[Short task] Every line that holds the string "React" is to be identified and copied.

[Data lines]
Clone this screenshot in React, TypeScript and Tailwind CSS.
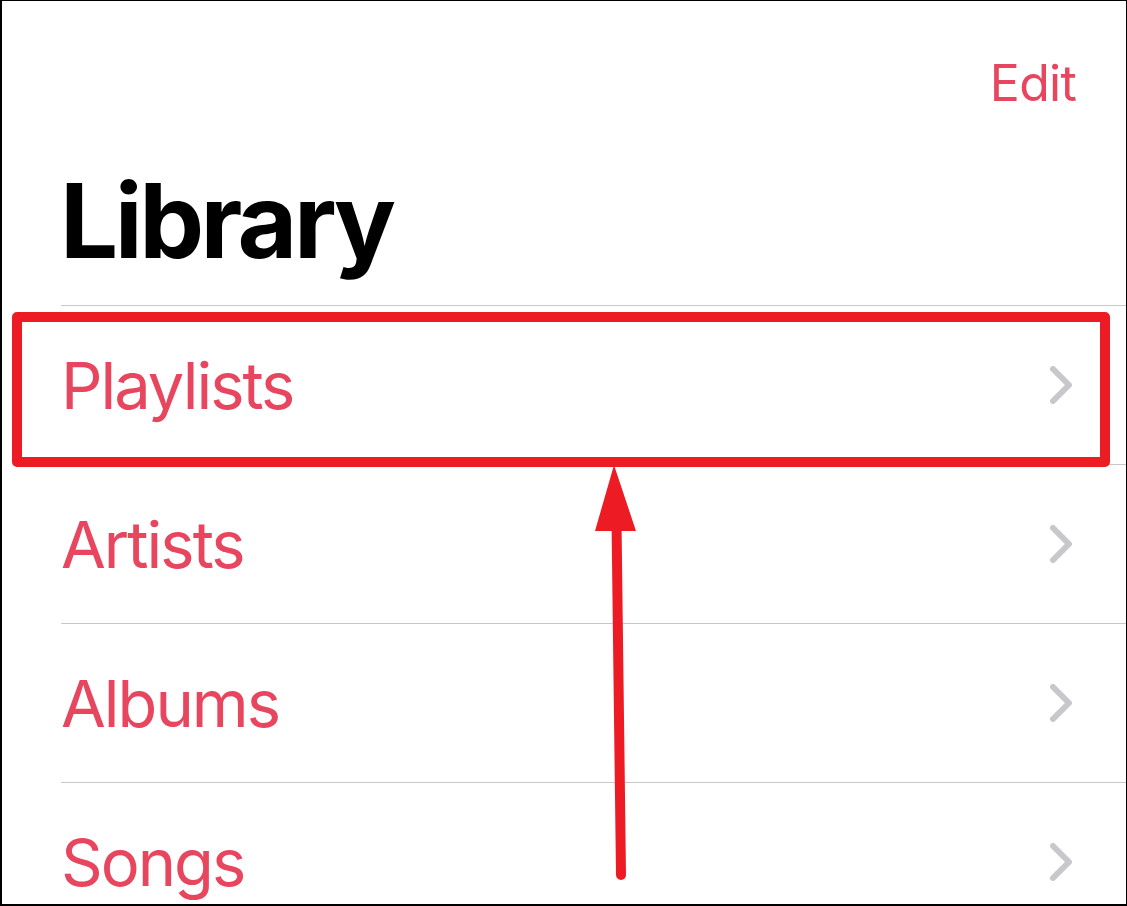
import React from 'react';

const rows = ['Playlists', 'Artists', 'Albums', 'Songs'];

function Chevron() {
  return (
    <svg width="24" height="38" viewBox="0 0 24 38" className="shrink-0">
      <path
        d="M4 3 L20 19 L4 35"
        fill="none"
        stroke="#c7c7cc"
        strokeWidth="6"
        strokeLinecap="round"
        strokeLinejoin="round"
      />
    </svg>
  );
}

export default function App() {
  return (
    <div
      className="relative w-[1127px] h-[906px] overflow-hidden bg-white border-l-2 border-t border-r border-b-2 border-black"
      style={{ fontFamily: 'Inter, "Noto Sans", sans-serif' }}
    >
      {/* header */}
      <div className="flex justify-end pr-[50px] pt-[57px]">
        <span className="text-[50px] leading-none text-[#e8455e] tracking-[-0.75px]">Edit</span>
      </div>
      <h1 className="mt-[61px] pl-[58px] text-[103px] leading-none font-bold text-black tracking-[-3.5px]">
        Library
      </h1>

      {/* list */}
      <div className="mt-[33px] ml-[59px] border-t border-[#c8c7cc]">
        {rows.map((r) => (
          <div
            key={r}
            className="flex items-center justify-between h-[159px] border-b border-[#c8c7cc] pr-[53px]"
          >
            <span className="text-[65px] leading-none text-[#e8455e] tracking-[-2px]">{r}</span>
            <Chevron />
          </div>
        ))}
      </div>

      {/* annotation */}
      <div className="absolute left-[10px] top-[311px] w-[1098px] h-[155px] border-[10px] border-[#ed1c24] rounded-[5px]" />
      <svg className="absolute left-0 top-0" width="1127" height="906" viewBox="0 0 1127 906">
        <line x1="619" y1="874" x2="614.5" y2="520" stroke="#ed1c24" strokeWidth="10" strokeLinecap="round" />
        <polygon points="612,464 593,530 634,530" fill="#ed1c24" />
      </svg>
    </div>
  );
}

[The solution]
Clone this screenshot in React, TypeScript and Tailwind CSS.
import React from 'react';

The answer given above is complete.